WHAT IS NEEDED: Your answer should be a single number: the count of lines in the material below that hold "this".

EXERCISE INPUT:
------------------------
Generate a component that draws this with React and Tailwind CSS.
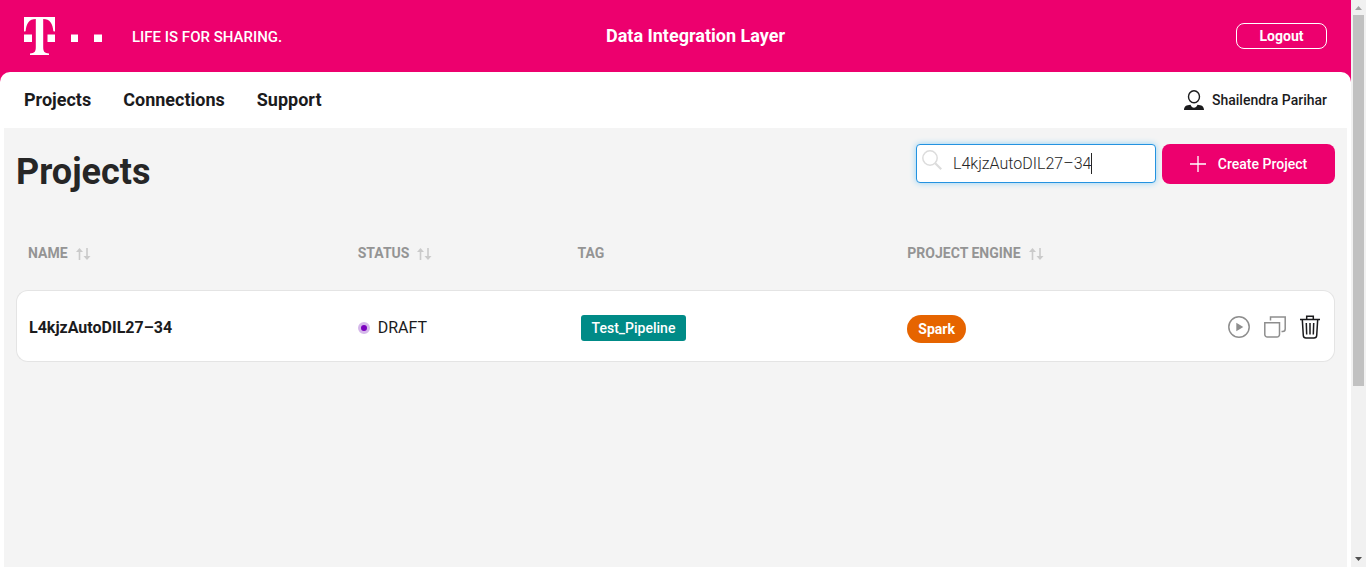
------------------------
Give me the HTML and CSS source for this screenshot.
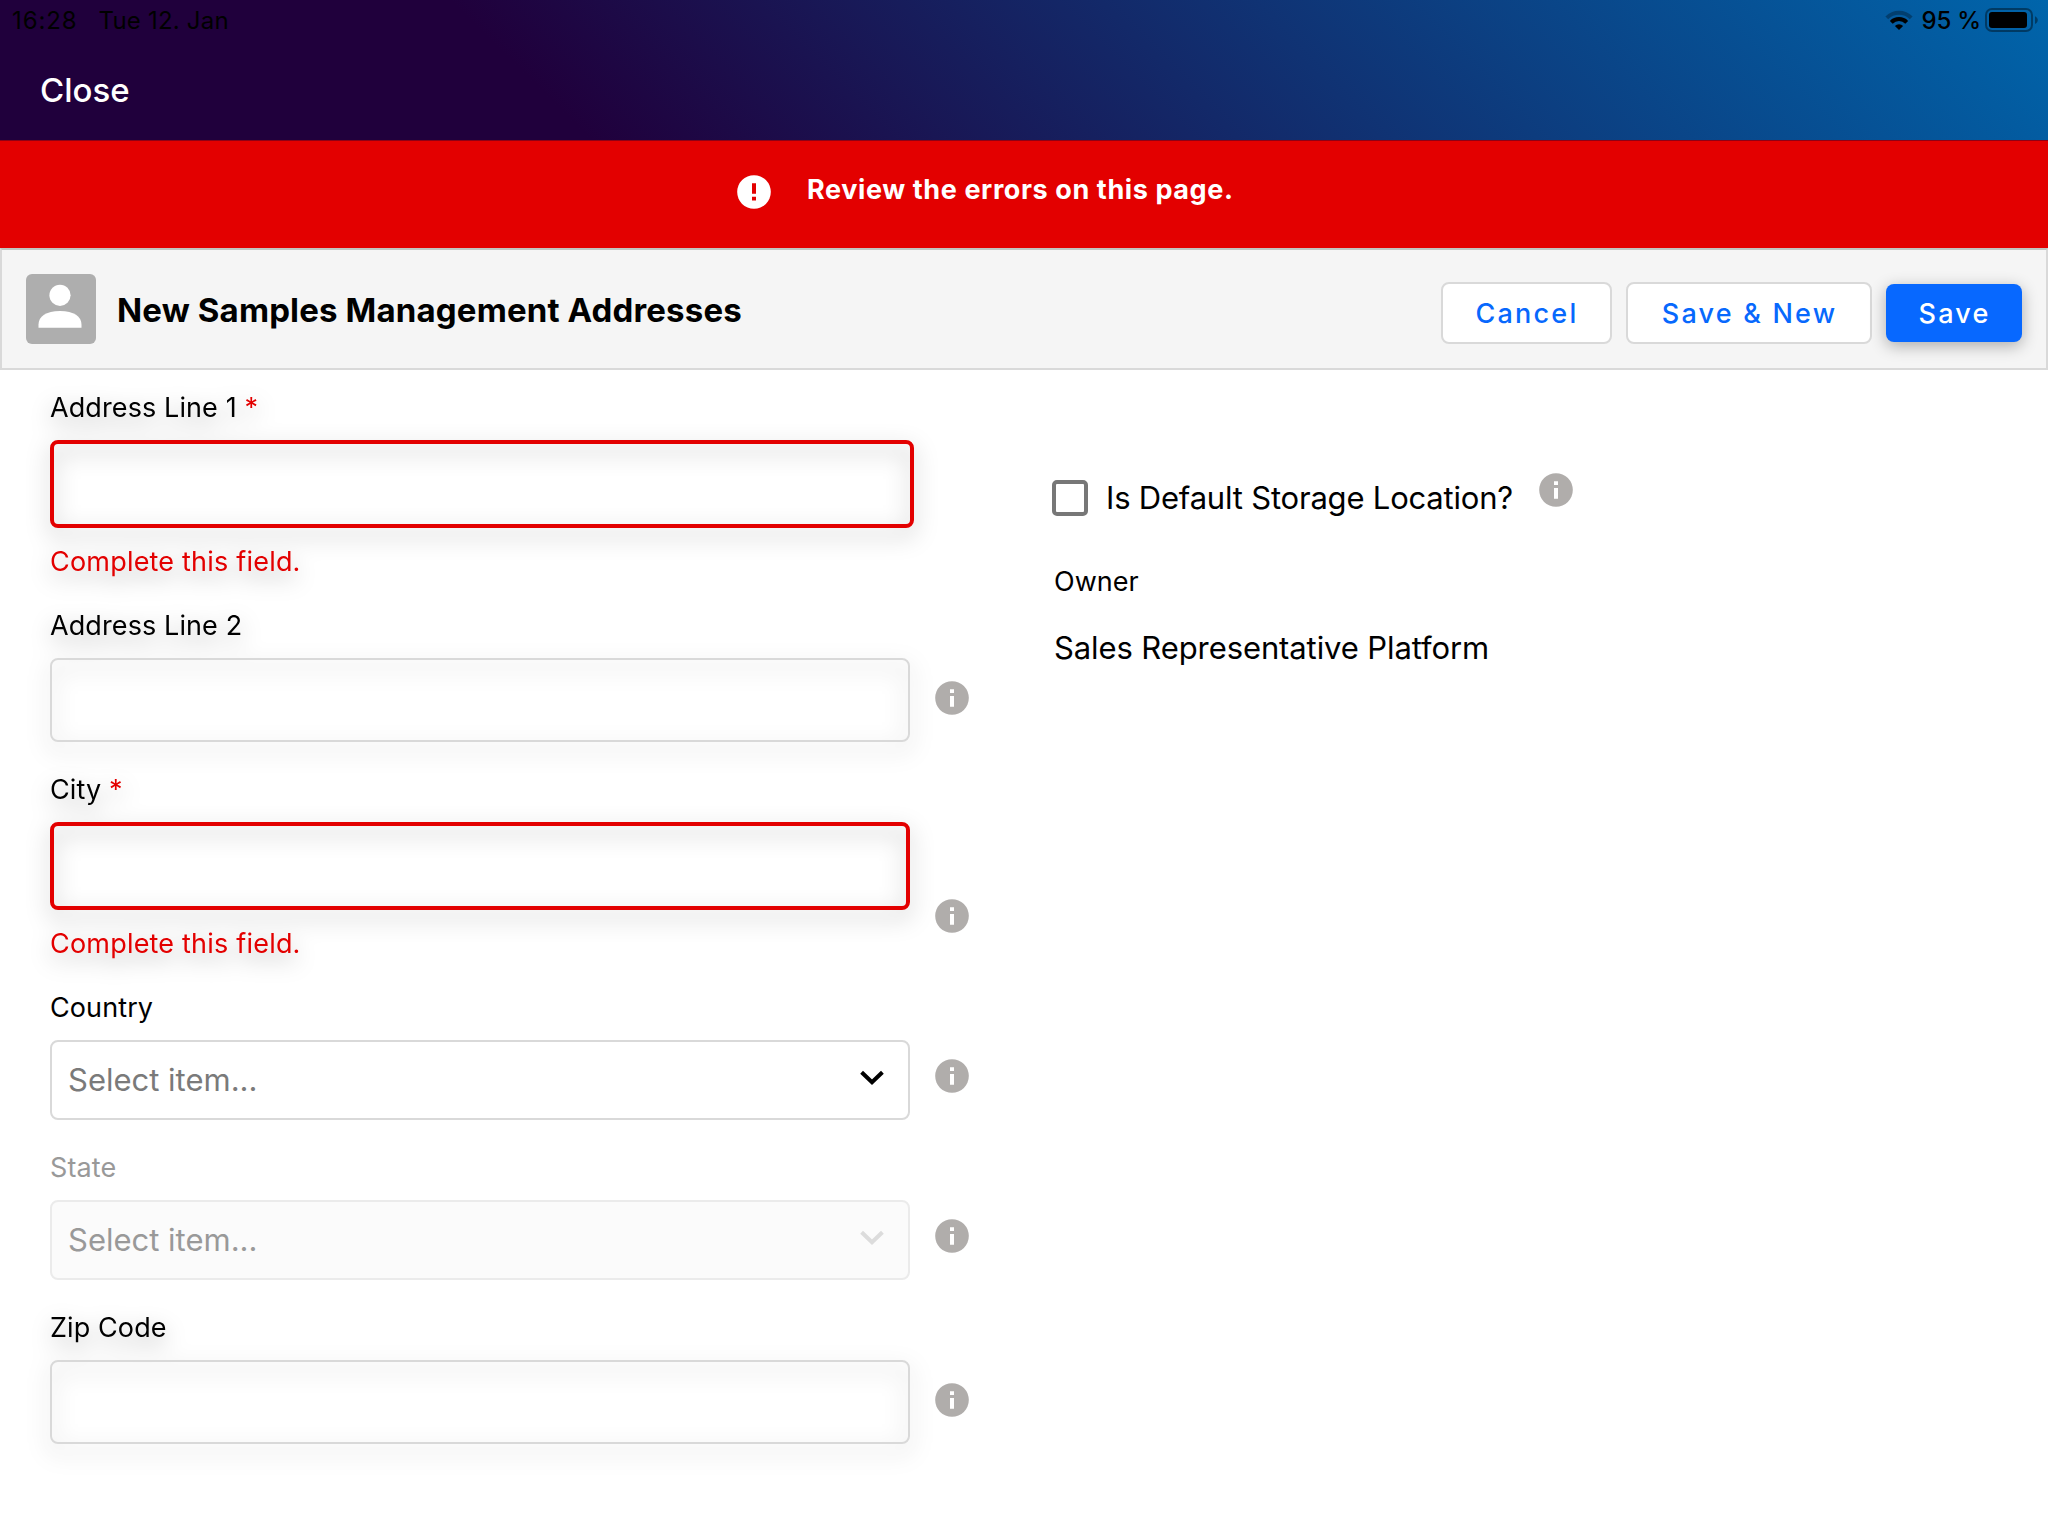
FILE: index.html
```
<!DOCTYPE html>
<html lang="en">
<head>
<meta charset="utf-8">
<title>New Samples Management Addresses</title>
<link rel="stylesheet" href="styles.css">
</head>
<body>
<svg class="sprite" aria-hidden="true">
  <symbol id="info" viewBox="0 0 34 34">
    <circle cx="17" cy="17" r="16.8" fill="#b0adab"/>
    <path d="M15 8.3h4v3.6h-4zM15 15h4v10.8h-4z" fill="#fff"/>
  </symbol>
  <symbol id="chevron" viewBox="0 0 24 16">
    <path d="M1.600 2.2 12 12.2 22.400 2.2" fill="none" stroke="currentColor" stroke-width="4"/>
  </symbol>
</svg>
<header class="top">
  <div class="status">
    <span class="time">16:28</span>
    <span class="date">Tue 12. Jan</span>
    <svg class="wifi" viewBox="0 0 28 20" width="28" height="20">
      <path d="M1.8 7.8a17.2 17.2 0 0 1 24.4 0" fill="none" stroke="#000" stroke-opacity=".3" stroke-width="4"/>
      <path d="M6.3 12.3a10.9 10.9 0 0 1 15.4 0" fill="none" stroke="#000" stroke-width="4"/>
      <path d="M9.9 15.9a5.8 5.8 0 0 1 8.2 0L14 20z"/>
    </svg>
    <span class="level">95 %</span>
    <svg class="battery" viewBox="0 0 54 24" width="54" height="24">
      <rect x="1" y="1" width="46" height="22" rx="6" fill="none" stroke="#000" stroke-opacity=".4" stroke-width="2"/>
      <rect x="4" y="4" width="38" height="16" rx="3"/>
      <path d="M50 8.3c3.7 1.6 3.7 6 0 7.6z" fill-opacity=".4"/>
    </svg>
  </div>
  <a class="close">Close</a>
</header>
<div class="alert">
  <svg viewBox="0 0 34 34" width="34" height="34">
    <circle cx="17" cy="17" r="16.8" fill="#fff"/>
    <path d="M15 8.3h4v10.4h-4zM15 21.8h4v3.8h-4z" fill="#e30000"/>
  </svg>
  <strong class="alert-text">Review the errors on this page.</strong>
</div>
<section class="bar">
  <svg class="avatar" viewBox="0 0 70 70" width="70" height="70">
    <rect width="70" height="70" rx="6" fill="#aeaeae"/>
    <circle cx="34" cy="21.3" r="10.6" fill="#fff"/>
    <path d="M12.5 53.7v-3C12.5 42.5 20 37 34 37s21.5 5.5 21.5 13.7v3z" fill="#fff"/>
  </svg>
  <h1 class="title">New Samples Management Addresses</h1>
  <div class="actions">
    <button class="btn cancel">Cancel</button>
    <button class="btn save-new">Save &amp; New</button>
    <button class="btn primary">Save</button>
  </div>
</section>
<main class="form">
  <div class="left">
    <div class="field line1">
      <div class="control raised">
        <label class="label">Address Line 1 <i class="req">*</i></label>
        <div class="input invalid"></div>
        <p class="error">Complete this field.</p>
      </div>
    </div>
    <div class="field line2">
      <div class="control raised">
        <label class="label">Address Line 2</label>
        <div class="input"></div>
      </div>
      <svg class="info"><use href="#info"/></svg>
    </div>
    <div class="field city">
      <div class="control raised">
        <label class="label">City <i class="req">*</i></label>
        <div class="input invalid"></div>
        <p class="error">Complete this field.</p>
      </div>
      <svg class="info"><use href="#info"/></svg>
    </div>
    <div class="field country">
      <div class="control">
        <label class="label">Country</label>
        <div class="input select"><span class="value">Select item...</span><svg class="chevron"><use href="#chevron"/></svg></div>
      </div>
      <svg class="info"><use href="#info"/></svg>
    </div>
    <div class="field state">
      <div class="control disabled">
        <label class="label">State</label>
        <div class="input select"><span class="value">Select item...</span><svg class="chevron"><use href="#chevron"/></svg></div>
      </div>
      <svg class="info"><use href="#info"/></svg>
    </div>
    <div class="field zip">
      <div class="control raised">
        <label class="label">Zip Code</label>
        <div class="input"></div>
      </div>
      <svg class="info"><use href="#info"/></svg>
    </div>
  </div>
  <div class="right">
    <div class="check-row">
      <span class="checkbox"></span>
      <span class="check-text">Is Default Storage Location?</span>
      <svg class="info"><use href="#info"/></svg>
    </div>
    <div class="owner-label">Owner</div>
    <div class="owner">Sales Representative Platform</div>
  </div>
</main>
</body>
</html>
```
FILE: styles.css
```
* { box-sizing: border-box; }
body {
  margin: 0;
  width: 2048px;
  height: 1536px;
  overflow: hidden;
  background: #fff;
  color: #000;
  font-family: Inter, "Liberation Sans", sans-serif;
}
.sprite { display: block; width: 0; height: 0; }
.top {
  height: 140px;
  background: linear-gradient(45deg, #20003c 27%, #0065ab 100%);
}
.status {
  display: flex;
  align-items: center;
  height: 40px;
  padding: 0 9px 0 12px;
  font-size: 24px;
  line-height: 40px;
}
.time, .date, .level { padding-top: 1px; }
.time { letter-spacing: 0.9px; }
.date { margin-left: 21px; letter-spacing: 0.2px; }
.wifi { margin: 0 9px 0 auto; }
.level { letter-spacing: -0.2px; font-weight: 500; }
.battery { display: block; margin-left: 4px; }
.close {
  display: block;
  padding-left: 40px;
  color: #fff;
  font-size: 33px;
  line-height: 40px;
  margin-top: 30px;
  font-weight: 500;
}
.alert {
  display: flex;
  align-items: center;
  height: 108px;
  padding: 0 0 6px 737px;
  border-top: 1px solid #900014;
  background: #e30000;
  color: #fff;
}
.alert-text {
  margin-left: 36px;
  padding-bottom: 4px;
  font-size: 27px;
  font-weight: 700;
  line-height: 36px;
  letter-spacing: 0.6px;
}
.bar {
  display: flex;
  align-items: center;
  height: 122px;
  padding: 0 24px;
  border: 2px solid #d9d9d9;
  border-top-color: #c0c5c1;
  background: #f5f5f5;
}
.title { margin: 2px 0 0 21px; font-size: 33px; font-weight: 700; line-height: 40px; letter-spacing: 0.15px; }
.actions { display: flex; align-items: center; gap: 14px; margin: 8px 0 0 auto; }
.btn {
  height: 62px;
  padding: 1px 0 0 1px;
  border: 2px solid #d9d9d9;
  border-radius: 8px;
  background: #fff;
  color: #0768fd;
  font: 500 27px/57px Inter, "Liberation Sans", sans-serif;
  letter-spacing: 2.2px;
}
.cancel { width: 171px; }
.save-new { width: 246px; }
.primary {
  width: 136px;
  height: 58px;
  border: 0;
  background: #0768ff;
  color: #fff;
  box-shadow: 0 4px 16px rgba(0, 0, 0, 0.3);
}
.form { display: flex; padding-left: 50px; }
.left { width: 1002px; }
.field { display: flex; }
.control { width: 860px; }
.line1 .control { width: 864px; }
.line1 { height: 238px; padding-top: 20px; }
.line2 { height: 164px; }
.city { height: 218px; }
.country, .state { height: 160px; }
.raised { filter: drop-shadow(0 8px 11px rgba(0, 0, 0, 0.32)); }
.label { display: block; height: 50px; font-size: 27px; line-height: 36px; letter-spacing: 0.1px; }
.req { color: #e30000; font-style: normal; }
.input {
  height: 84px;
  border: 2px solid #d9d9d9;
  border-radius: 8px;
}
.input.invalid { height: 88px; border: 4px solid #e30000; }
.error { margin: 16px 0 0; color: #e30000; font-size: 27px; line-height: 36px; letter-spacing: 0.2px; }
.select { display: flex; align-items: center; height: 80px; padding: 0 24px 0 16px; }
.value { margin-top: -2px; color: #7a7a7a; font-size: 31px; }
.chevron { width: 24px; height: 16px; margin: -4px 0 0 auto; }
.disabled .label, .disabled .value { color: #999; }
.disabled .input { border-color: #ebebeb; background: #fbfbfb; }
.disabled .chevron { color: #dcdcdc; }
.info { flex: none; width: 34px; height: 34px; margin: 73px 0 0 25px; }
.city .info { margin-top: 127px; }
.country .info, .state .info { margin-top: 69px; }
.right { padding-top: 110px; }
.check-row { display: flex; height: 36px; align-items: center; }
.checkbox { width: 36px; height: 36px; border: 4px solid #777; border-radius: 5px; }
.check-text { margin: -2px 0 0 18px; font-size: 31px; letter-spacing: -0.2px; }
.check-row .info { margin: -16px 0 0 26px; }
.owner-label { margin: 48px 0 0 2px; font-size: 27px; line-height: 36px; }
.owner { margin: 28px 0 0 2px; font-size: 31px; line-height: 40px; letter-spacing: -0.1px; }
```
------------------------
ANSWER BELOW: 5